Multisensory Parenting approach for kids with learning disabilities
Children with learning disabilities can benefit greatly from multisensory parenting approach. It involves a combination of listening, speaking, reading, and a tactile activity. Multi-sensory activities provide the needed scaffolding to early and struggling readers. It encourages, motivates and keeps the children engaged in learning.
Examples of multi-sensory learning activities include:
- Sand writing
- Air Writing
- Sandpaper Letters
- Dictate Words using say, touch and spell
- Organize spelling around the vowel letter
- Sounding out words
As a parent, you can help your child in many ways by using certain multisensory techniques. It involves certain changes at home, and may provide you with the desired results. Here are some tips for multi-sensory approaches that you can try:
- Create a structured environment for work. As much as possible, try to avoid outside distractions wherever possible. Keep the kids away from computer, audio players, TV, video games etc., and provide them with a clean, organized desk to help them focus on their task.
- Reinforce whatever has been said, by writing short notes. You can do so by pasting small notes at places where your child often visits in your house. It could be on refrigerator, chalk board, bulletin boards, or even on a bedroom mirror.

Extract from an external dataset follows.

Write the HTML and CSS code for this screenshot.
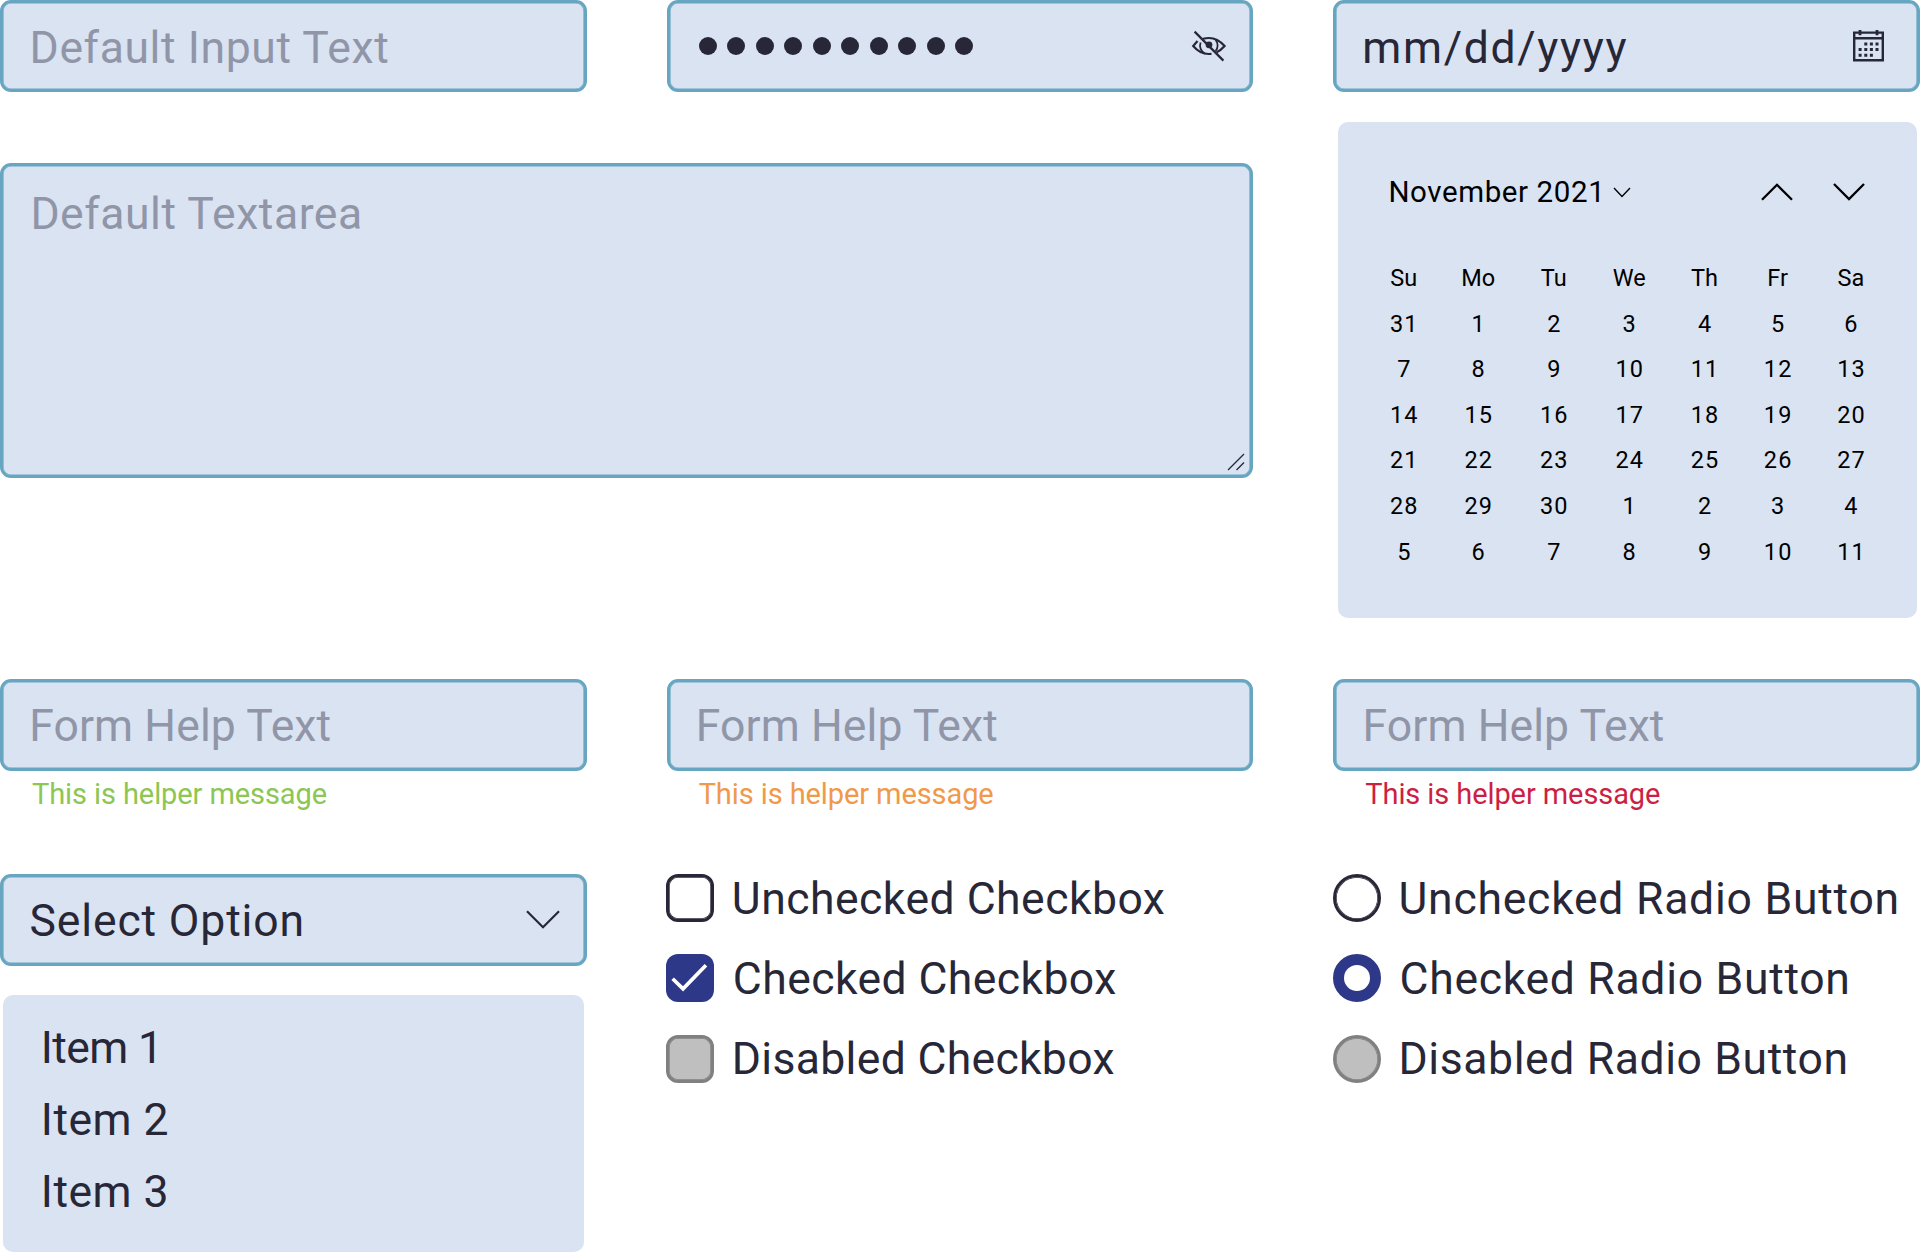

- Teach organization to your kids. This is a skill that does not come naturally and has to be learned. Show them how to organize their school work – teach them about labels, creating ‘to do’ lists, and color coding their folders for better organization.
- Try as many hands-on teaching techniques as possible. Math manipulations and base-ten blocks help make math concepts more concrete.
- Look directly at your child while speaking and encourage them to look at you.
- Read to your child and ask comprehension questions. Encourage your child to read aloud to you and ask you questions on comprehension.
- Give your child regular chores and ensure that they follow through to accomplish them.
- If your child forgets something, give them clues to allow an opportunity to remember, instead of directly giving them the answer.
- Encourage reading and spelling games.
- Keep everything structured at home. Try to create a daily routine, post it where it is visible to everyone, and follow it as much as possible.
By making these small changes, parents can be better involved in teaching their kids using multi-sensory techniques.